We present an audio-driven real-time system for animating photorealistic 3D facial avatars with minimal latency, designed for social interactions in virtual reality for anyone. Central to our approach is an encoder model that transforms audio signals into latent facial expression sequences in real time, which are then decoded as photorealistic 3D facial avatars. Leveraging the generative capabilities of diffusion models, we capture the rich spectrum of facial expressions necessary for natural communication while achieving real-time performance (<15ms GPU time). Our novel architecture minimizes latency through two key innovations: an online transformer that eliminates dependency on future inputs and a distillation pipeline that accelerates iterative denoising into a single step. We further address critical design challenges in live scenarios for processing continuous audio signals frame-by-frame while maintaining consistent animation quality. The versatility of our framework extends to multimodal applications, including semantic modalities such as emotion conditions and multimodal sensors with head-mounted eye cameras on VR headsets. Experimental results demonstrate significant improvements in facial animation accuracy over existing offline state-of-the-art baselines, achieving 100 to 1000 times faster inference speed. We validate our approach through live VR demonstrations and across various scenarios such as multilingual speeches.

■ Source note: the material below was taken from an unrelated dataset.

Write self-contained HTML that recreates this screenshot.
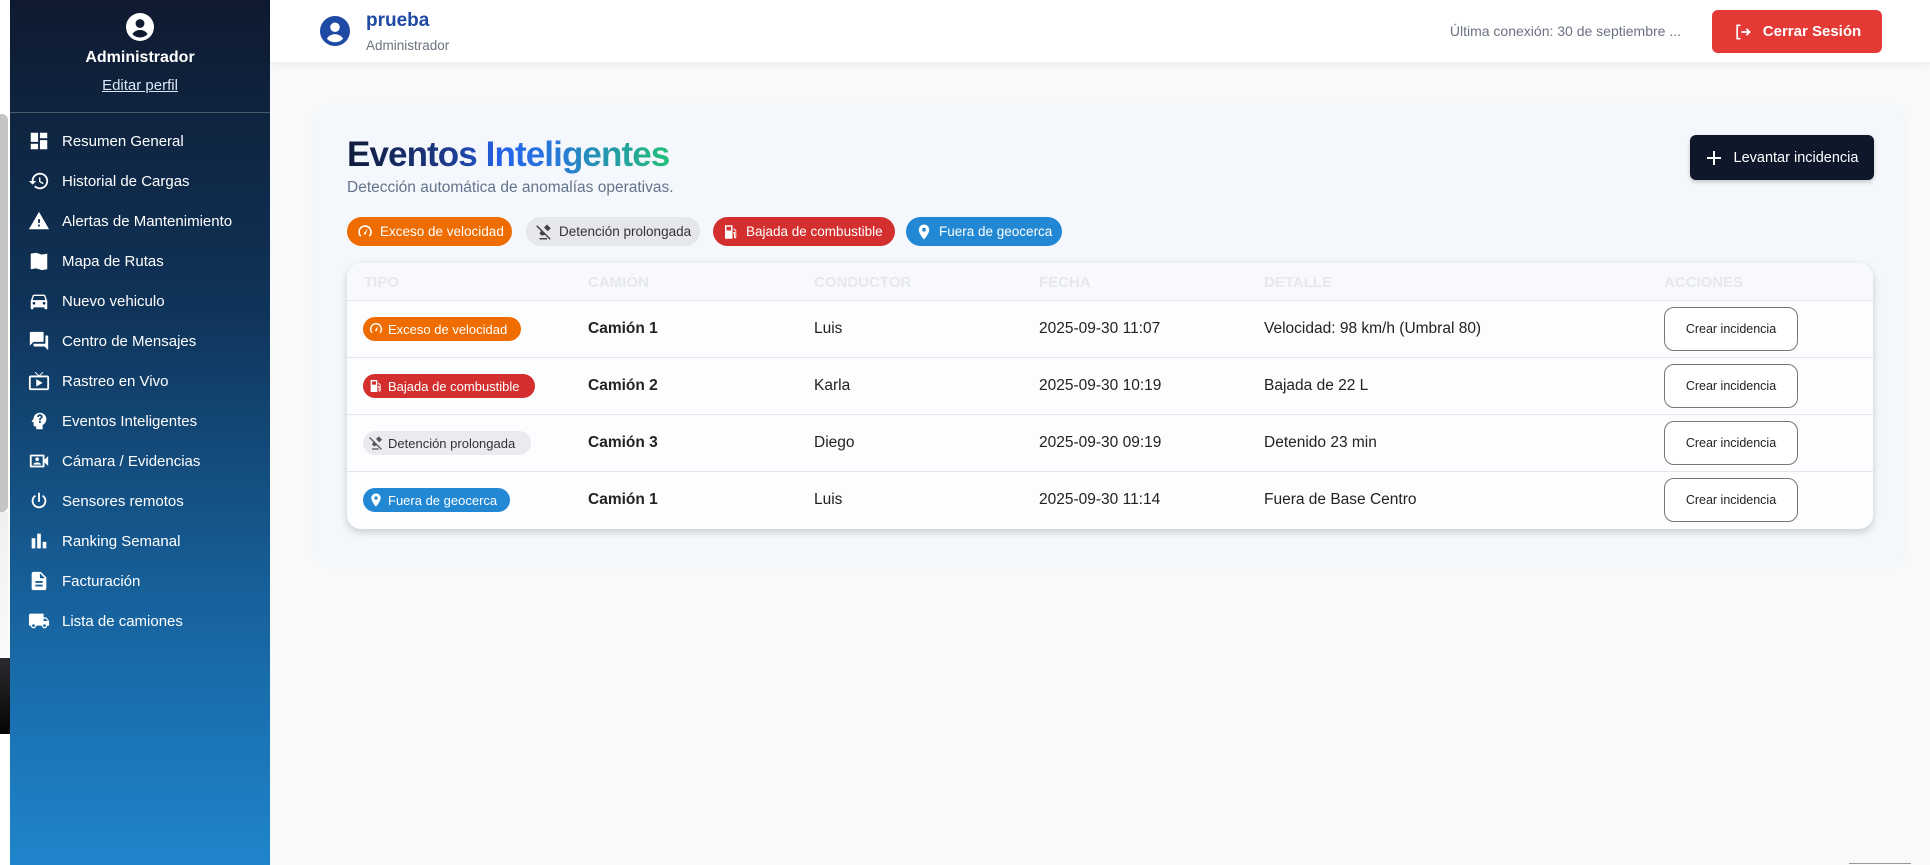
<!DOCTYPE html>
<html><head><meta charset="utf-8">
<style>
*{box-sizing:border-box;margin:0;padding:0}
body{width:1930px;height:865px;overflow:hidden;background:#f8f9fb;font-family:"Liberation Sans",sans-serif;position:relative}
.strip{position:absolute;left:0;top:0;width:10px;height:865px;background:#fff}
.strip .g{position:absolute;left:0;top:114px;width:8px;height:398px;background:#c4c4c4;border-radius:0 6px 6px 0}
.strip .w{position:absolute;left:0;top:512px;width:8px;height:146px;background:linear-gradient(#f0f0f0,#fafafa);border-radius:0 0 6px 0}
.strip .d{position:absolute;left:0;top:658px;width:10px;height:76px;background:linear-gradient(#2a2a2e,#050505)}
.side{position:absolute;left:10px;top:0;width:260px;height:865px;background:linear-gradient(180deg,#0f1a30 0%,#0f3358 35%,#17629d 70%,#1f85cc 100%);color:#fff}
.side .top{height:113px;border-bottom:1px solid rgba(255,255,255,.25);text-align:center}
.side .top svg{position:absolute;left:116px;top:13px}
.side .adm{position:absolute;left:0;width:260px;top:49px;font-weight:bold;font-size:16px;text-align:center}
.side .ed{position:absolute;left:0;width:260px;top:77px;font-size:15px;text-align:center;text-decoration:underline;color:#dbe7f5}
.mi{position:absolute;left:0;height:40px;width:260px;font-size:15px;display:flex;align-items:center}
.mi svg{position:absolute;left:18px;width:22px;height:22px;fill:#fff}
.mi span{position:absolute;left:52px}
.hdr{position:absolute;left:270px;top:0;width:1660px;height:62px;background:#fff;box-shadow:0 2px 6px rgba(0,0,0,.07)}
.hdr .nm{position:absolute;left:96px;top:10px;font-weight:bold;font-size:19px;color:#1e4aa5}
.hdr .rl{position:absolute;left:96px;top:38px;font-size:13.5px;color:#6b7280}
.hdr .lc{position:absolute;right:249px;top:23px;font-size:14px;color:#6b7280}
.hdr .out{position:absolute;left:1442px;top:10px;width:170px;height:43px;background:#e53935;border-radius:6px;color:#fff;font-weight:bold;font-size:15px;display:flex;align-items:center;justify-content:center;gap:10px}
.card{position:absolute;left:314px;top:108px;width:1590px;height:456px;background:#f4f7fc;border-radius:14px;box-shadow:0 0 8px rgba(0,0,0,.03)}
.tt{position:absolute;left:33px;top:27px;font-size:35px;font-weight:bold;letter-spacing:-0.9px;background:linear-gradient(90deg,#0f1b3a 0%,#1e3a8a 32%,#2563eb 48%,#2878d8 65%,#22c07a 100%);-webkit-background-clip:text;background-clip:text;color:transparent}
.sub{position:absolute;left:33px;top:71px;font-size:15.5px;color:#64748b}
.lev{position:absolute;left:1376px;top:27px;width:184px;height:45px;background:#0f172a;border-radius:6px;color:#fff;font-size:14.5px;display:flex;align-items:center;justify-content:center;gap:12px;box-shadow:0 2px 4px rgba(0,0,0,.2)}
.chip{position:absolute;height:29px;border-radius:15px;display:flex;align-items:center;padding-left:9px;font-size:13.5px;gap:6px;color:#fff}
.chip svg{width:18px;height:18px;fill:#fff}
.o{background:#ef6c00}.gr{background:#e5e7eb;color:#333}.gr svg{fill:#444}.r{background:#d32f2f}.b{background:#2288d4}
.tbl{position:absolute;left:33px;top:155px;width:1526px;height:266px;background:#fff;border-radius:14px;box-shadow:0 3px 8px rgba(0,0,0,.18);overflow:hidden}
.th{position:absolute;top:0;left:0;width:100%;height:37px;background:#f7f9fc}
.th div{position:absolute;top:11px;font-size:15px;font-weight:bold;color:#e6e8ec}
.row{position:absolute;left:0;width:100%;height:57px;border-top:1px solid #e2e4e8;background:#fcfdfe}
.row div{position:absolute;top:19px;font-size:15.5px;color:#222}
.row .c2{font-weight:bold}
.row .tc{position:absolute;top:16px;left:16px;height:24px;border-radius:12px;display:flex;align-items:center;padding:0 8px 0 5px;gap:4px;font-size:13px;color:#fff}
.row .tc svg{width:16px;height:16px;fill:#fff}
.row .tc.gr{color:#333}.row .tc.gr svg{fill:#555}
.btn{position:absolute;left:1317px;top:6px !important;width:134px;height:44px;border:1px solid #777;border-radius:10px;background:#fff;font-size:12.5px !important;display:flex;align-items:center;justify-content:center}
</style></head><body>
<div class="strip"><div class="g"></div><div class="w"></div><div class="d"></div></div>
<div class="side">
 <div class="top">
  <svg width="28" height="28" viewBox="0 0 24 24"><circle cx="12" cy="12" r="12" fill="#fff"/><circle cx="12" cy="9" r="3.8" fill="#0f1a30"/><path d="M5.5 18.2c1.5-2.6 4-3.6 6.5-3.6s5 1 6.5 3.6A9 9 0 0 1 12 21a9 9 0 0 1-6.5-2.8z" fill="#0f1a30"/></svg>
  <div class="adm">Administrador</div>
  <div class="ed">Editar perfil</div>
 </div>
 <div class="mi" style="top:121px"><svg viewBox="0 0 24 24"><path d="M3 13h8V3H3v10zm0 8h8v-6H3v6zm10 0h8V11h-8v10zm0-18v6h8V3h-8z"/></svg><span>Resumen General</span></div>
 <div class="mi" style="top:161px"><svg viewBox="0 0 24 24"><path d="M13 3a9 9 0 0 0-9 9H1l4 4 4-4H6a7 7 0 1 1 2.05 4.950l-1.42 1.42A9 9 0 1 0 13 3zm-1 5v5l4.25 2.52.77-1.28-3.52-2.09V8z"/></svg><span>Historial de Cargas</span></div>
 <div class="mi" style="top:201px"><svg viewBox="0 0 24 24"><path d="M1 21h22L12 2 1 21zm12-3h-2v-2h2v2zm0-4h-2v-4h2v4z"/></svg><span>Alertas de Mantenimiento</span></div>
 <div class="mi" style="top:241px"><svg viewBox="0 0 24 24"><path d="M3 4l6-1 6 2 6-1v17l-6 1-6-2-6 1z"/></svg><span>Mapa de Rutas</span></div>
 <div class="mi" style="top:281px"><svg viewBox="0 0 24 24"><path d="M18.9 6c-.2-.6-.8-1-1.4-1h-11c-.7 0-1.2.4-1.4 1L3 12v8c0 .6.4 1 1 1h1c.6 0 1-.4 1-1v-1h12v1c0 .6.4 1 1 1h1c.6 0 1-.4 1-1v-8l-2.1-6zM6.5 16a1.5 1.5 0 1 1 0-3 1.5 1.5 0 0 1 0 3zm11 0a1.5 1.5 0 1 1 0-3 1.5 1.5 0 0 1 0 3zM5 11l1.5-4.5h11L19 11H5z"/></svg><span>Nuevo vehiculo</span></div>
 <div class="mi" style="top:321px"><svg viewBox="0 0 24 24"><path d="M21 6h-2v9H6v2c0 .6.4 1 1 1h11l4 4V7c0-.6-.4-1-1-1zm-4 6V3c0-.6-.4-1-1-1H3c-.6 0-1 .4-1 1v14l4-4h10c.6 0 1-.4 1-1z"/></svg><span>Centro de Mensajes</span></div>
 <div class="mi" style="top:361px"><svg viewBox="0 0 24 24"><path d="M21 6h-7.6l3.3-3.3-.7-.7L12 5.8 8 2l-.7.7L10.6 6H3c-1.1 0-2 .9-2 2v12c0 1.1.9 2 2 2h18c1.1 0 2-.9 2-2V8c0-1.1-.9-2-2-2zm0 14H3V8h18v12zM9 10v8l7-4z"/></svg><span>Rastreo en Vivo</span></div>
 <div class="mi" style="top:401px"><svg viewBox="0 0 24 24"><path d="M13 3C9.2 3 6.1 5.9 6 9.7L4.1 12.2c-.2.3 0 .8.4.8H6v3c0 1.1.9 2 2 2h1v3h7v-4.7c2.4-1.1 4-3.5 4-6.300 0-3.9-3.1-7-7-7zm1 11h-2v-2h2v2zm1.3-5.2c-.3.4-.6.7-1 .9-.2.2-.3.5-.3 1.3h-2c0-1.2.4-1.8 1-2.2.6-.4.9-.7.9-1.2 0-.6-.4-1-1-1s-1 .4-1 1H10c0-1.7 1.3-3 3-3s3 1.3 3 3c0 .5-.2 1-.7 1.4z"/></svg><span>Eventos Inteligentes</span></div>
 <div class="mi" style="top:441px"><svg viewBox="0 0 24 24"><path d="M18 10.5V6c0-.6-.4-1-1-1H3c-.6 0-1 .4-1 1v12c0 .6.4 1 1 1h14c.6 0 1-.4 1-1v-4.5l4 4v-11l-4 4zM16 17H4V7h12v10zm-6-5a2 2 0 1 0 0-4 2 2 0 0 0 0 4zm4 3.5c0-1.3-2.7-2-4-2s-4 .7-4 2v.5h8z"/></svg><span>Cámara / Evidencias</span></div>
 <div class="mi" style="top:481px"><svg viewBox="0 0 24 24"><path d="M11 3h2v10h-2zM16.6 5.4l-1.4 1.4A6 6 0 1 1 8.8 6.8L7.4 5.4A8 8 0 1 0 16.6 5.4z"/></svg><span>Sensores remotos</span></div>
 <div class="mi" style="top:521px"><svg viewBox="0 0 24 24"><path d="M4 9h4v11H4zm6-5h4v16h-4zm6 9h4v7h-4z"/></svg><span>Ranking Semanal</span></div>
 <div class="mi" style="top:561px"><svg viewBox="0 0 24 24"><path d="M14 2H6c-1.1 0-2 .9-2 2v16c0 1.1.9 2 2 2h12c1.1 0 2-.9 2-2V8l-6-6zm2 16H8v-2h8v2zm0-4H8v-2h8v2zm-3-5V3.5L18.5 9H13z"/></svg><span>Facturación</span></div>
 <div class="mi" style="top:601px"><svg viewBox="0 0 24 24"><path d="M20 8h-3V4H3c-1.1 0-2 .9-2 2v11h2a3 3 0 0 0 6 0h6a3 3 0 0 0 6 0h2v-5l-3-4zM6 18.5a1.5 1.5 0 1 1 0-3 1.5 1.5 0 0 1 0 3zm13.5-9l2 2.5H17V9.5h2.5zM18 18.5a1.5 1.5 0 1 1 0-3 1.5 1.5 0 0 1 0 3z"/></svg><span>Lista de camiones</span></div>
</div>
<div class="hdr">
 <svg style="position:absolute;left:50px;top:16px" width="30" height="30" viewBox="0 0 24 24"><circle cx="12" cy="12" r="12" fill="#1e4aa5"/><circle cx="12" cy="9" r="3.8" fill="#fff"/><path d="M5.5 18.2c1.5-2.6 4-3.6 6.5-3.6s5 1 6.5 3.6A9 9 0 0 1 12 21a9 9 0 0 1-6.5-2.8z" fill="#fff"/></svg>
 <div class="nm">prueba</div>
 <div class="rl">Administrador</div>
 <div class="lc">Última conexión: 30 de septiembre ...</div>
 <div class="out"><svg width="20" height="20" viewBox="0 0 24 24" fill="none" stroke="#fff" stroke-width="2"><path d="M9 4H5v16h4M10 12h10M16 8l4 4-4 4"/></svg>Cerrar Sesión</div>
</div>
<div class="card">
 <div class="tt">Eventos Inteligentes</div>
 <div class="sub">Detección automática de anomalías operativas.</div>
 <div class="lev"><svg width="16" height="16" viewBox="0 0 16 16" stroke="#fff" stroke-width="2"><path d="M8 1v14M1 8h14"/></svg>Levantar incidencia</div>
 <div class="chip o" style="left:33px;top:109px;width:165px"><svg viewBox="0 0 24 24"><path d="M12 3a9 9 0 0 0-9 9c0 2.5 1 4.7 2.6 6.3L7 17A7 7 0 1 1 17 17l1.4 1.4A9 9 0 0 0 12 3zm3.5 4.5l-4 5a1.5 1.5 0 1 0 2 1z"/></svg>Exceso de velocidad</div>
 <div class="chip gr" style="left:212px;top:109px;width:174px"><svg viewBox="0 0 24 24"><path d="M3 3l18 18-1.4 1.4L1.6 4.4zM6 20h10v2H6zm6-14l4-4 5 5-4 4zM9 9l6 6-6 2-3-3z"/></svg>Detención prolongada</div>
 <div class="chip r" style="left:399px;top:109px;width:182px"><svg viewBox="0 0 24 24"><path d="M4 3h10v18H4zm2 2v5h6V5zm10 2l3 3v9a1.5 1.5 0 0 1-3 0v-5h-1v-2h2.5v7h.5v-8l-3-3z"/></svg>Bajada de combustible</div>
 <div class="chip b" style="left:592px;top:109px;width:156px"><svg viewBox="0 0 24 24"><path d="M12 2a7 7 0 0 0-7 7c0 5.2 7 13 7 13s7-7.8 7-13a7 7 0 0 0-7-7zm0 9.5a2.5 2.5 0 1 1 0-5 2.5 2.5 0 0 1 0 5z"/></svg>Fuera de geocerca</div>
 <div class="tbl">
  <div class="th"><div style="left:17px">TIPO</div><div style="left:241px">CAMIÓN</div><div style="left:467px">CONDUCTOR</div><div style="left:692px">FECHA</div><div style="left:917px">DETALLE</div><div style="left:1317px">ACCIONES</div></div>
  <div class="row" style="top:37px"><span class="tc o" style="width:158px"><svg viewBox="0 0 24 24"><path d="M12 3a9 9 0 0 0-9 9c0 2.5 1 4.7 2.6 6.3L7 17A7 7 0 1 1 17 17l1.4 1.4A9 9 0 0 0 12 3zm3.5 4.5l-4 5a1.5 1.5 0 1 0 2 1z"/></svg>Exceso de velocidad</span><div class="c2" style="left:241px">Camión 1</div><div style="left:467px">Luis</div><div style="left:692px">2025-09-30 11:07</div><div style="left:917px">Velocidad: 98 km/h (Umbral 80)</div><div class="btn">Crear incidencia</div></div>
  <div class="row" style="top:94px"><span class="tc r" style="width:172px"><svg viewBox="0 0 24 24"><path d="M4 3h10v18H4zm2 2v5h6V5zm10 2l3 3v9a1.5 1.5 0 0 1-3 0v-5h-1v-2h2.5v7h.5v-8l-3-3z"/></svg>Bajada de combustible</span><div class="c2" style="left:241px">Camión 2</div><div style="left:467px">Karla</div><div style="left:692px">2025-09-30 10:19</div><div style="left:917px">Bajada de 22 L</div><div class="btn">Crear incidencia</div></div>
  <div class="row" style="top:151px"><span class="tc gr" style="width:168px;background:#e9ebee"><svg viewBox="0 0 24 24"><path d="M3 3l18 18-1.4 1.4L1.6 4.4zM6 20h10v2H6zm6-14l4-4 5 5-4 4zM9 9l6 6-6 2-3-3z"/></svg>Detención prolongada</span><div class="c2" style="left:241px">Camión 3</div><div style="left:467px">Diego</div><div style="left:692px">2025-09-30 09:19</div><div style="left:917px">Detenido 23 min</div><div class="btn">Crear incidencia</div></div>
  <div class="row" style="top:208px"><span class="tc b" style="width:147px"><svg viewBox="0 0 24 24"><path d="M12 2a7 7 0 0 0-7 7c0 5.2 7 13 7 13s7-7.8 7-13a7 7 0 0 0-7-7zm0 9.5a2.5 2.5 0 1 1 0-5 2.5 2.5 0 0 1 0 5z"/></svg>Fuera de geocerca</span><div class="c2" style="left:241px">Camión 1</div><div style="left:467px">Luis</div><div style="left:692px">2025-09-30 11:14</div><div style="left:917px">Fuera de Base Centro</div><div class="btn">Crear incidencia</div></div>
 </div>
</div>
<div style="position:absolute;left:1849px;top:863px;width:62px;height:2px;border-top:1px solid #999"></div>
</body></html>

Audio Driven Real-Time Facial Animation for Social Telepresence

TL;DR

This work tackles real-time photorealistic facial telepresence by converting audio into latent facial expressions that drive universal 3D avatars. It introduces an online Transformer-based diffusion encoder and a distillation-based single-step generator to achieve real-time performance (<15 ms GPU time) while maintaining natural lip sync and expressive detail. The system supports multimodal extensions, including emotion conditioning and VR headset sensor inputs, and demonstrates significant accuracy and latency improvements over offline baselines, with live VR demonstrations. These advances enable accessible, cross-identity social telepresence in virtual environments, while acknowledging limitations and societal considerations for responsible deployment.

Abstract

We present an audio-driven real-time system for animating photorealistic 3D facial avatars with minimal latency, designed for social interactions in virtual reality for anyone. Central to our approach is an encoder model that transforms audio signals into latent facial expression sequences in real time, which are then decoded as photorealistic 3D facial avatars. Leveraging the generative capabilities of diffusion models, we capture the rich spectrum of facial expressions necessary for natural communication while achieving real-time performance (<15ms GPU time). Our novel architecture minimizes latency through two key innovations: an online transformer that eliminates dependency on future inputs and a distillation pipeline that accelerates iterative denoising into a single step. We further address critical design challenges in live scenarios for processing continuous audio signals frame-by-frame while maintaining consistent animation quality. The versatility of our framework extends to multimodal applications, including semantic modalities such as emotion conditions and multimodal sensors with head-mounted eye cameras on VR headsets. Experimental results demonstrate significant improvements in facial animation accuracy over existing offline state-of-the-art baselines, achieving 100 to 1000 times faster inference speed. We validate our approach through live VR demonstrations and across various scenarios such as multilingual speeches.

Paper Structure

This paper contains 56 sections, 13 equations, 13 figures, 5 tables.

Figures (13)

  • Figure 1: Overview of the decoder (left) and the encoder-decoder pipeline (right). The encoder $\mathcal{E}$ generates expression codes in real time based on single-step denoising of a diffusion model, which is decoded into 3DGS and mesh by the decoder $\mathcal{D}$.
  • Figure 2: Transformer-based denoising network architecture. Windowed attention mask is applied in the self-attention layer of each Transformer block.
  • Figure 3: Pipeline of distillation training. The distilled model first learns via $\mathcal{L}_\text{distill}$ from the original model's multi step and its own single step outputs, with re-noised samples are used to compute $\mathcal{L}_\text{DMD}$.
  • Figure 4: Emotion conditioning architecture (left) and training pipeline (right). Zero convolutional layers are added between the linear and Transformer blocks for conditioning. These layers are trained with $\mathcal{L}_\text{face}$ from emotion-conditioned model and $\mathcal{L}_\text{lip}$ from the neutral model's lip motion.
  • Figure 5: Pipeline for multimodal applications using a VR headset, with 2 HMC eye cameras and a microphone. Eye features are extracted from HMC images, and are given as a input with the audio signal.